Gregory has frequently said that he expects the February numbers will be "startling" and "painful" but that he sees this self-assessment as a bold effort that should be emulated by any group that deals with young people.

It's unlikely that even this tally will include all recently filed suits. In California, as many as 800 claims involving about 200 priests who served over the past 60 years were filed by a Dec. 31 deadline for a one-year extension on the statute of limitations.

Victims' advocates say these cases will shift public outrage from Boston to Los Angeles, the nation's largest diocese.

Until now, estimates of the scope of the scandal were an amalgam of media coverage, a few reports by attorneys general and treatment centers' studies.

Based on those sources, as many as 3,000 priests may have abused children or teens 2% of the 150,000 priests and religious brothers who served during the past 50 years, says Thomas Plante, professor of psychology at Santa Clara (Calif.) University.

In America magazine, Plante also estimates about 24,000 victims in the same half-century.

The third report, also due in February, is a preliminary study by the National Review Board on the causes of sexual abuse.
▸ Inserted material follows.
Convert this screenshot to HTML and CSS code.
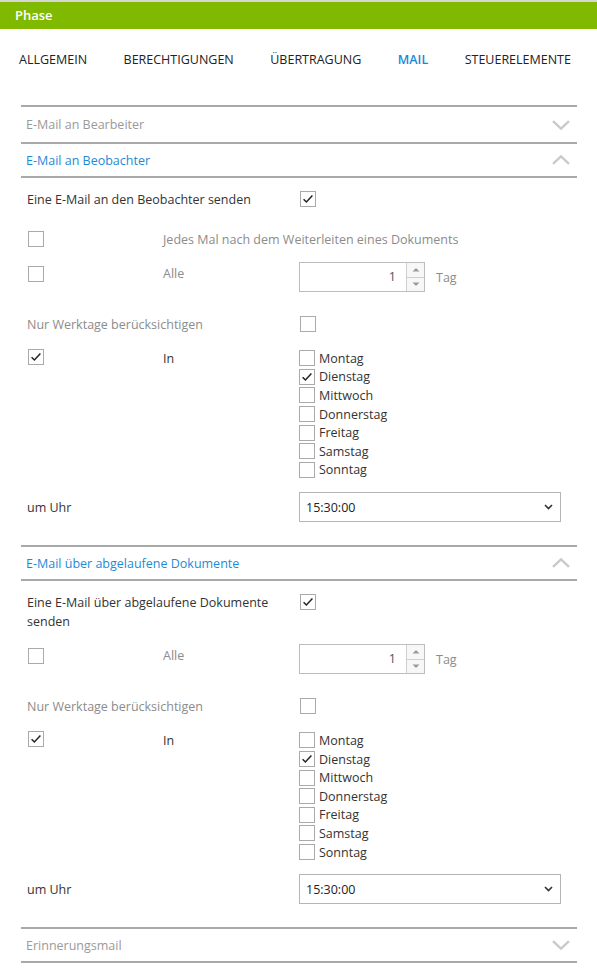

It is intended to serve as a framework for a larger research effort that will put abuse by clergy in the framework of society, McChesney says.

Plante says it's a dangerous mistake for the public to focus only on abusive clergy when "about 20% of American women and about 15% of American men report that they were victims of sexual abuse when they were children. ... The important next step, once this is hopefully better managed in the church, is to consider other groups with ready power over children and adolescents."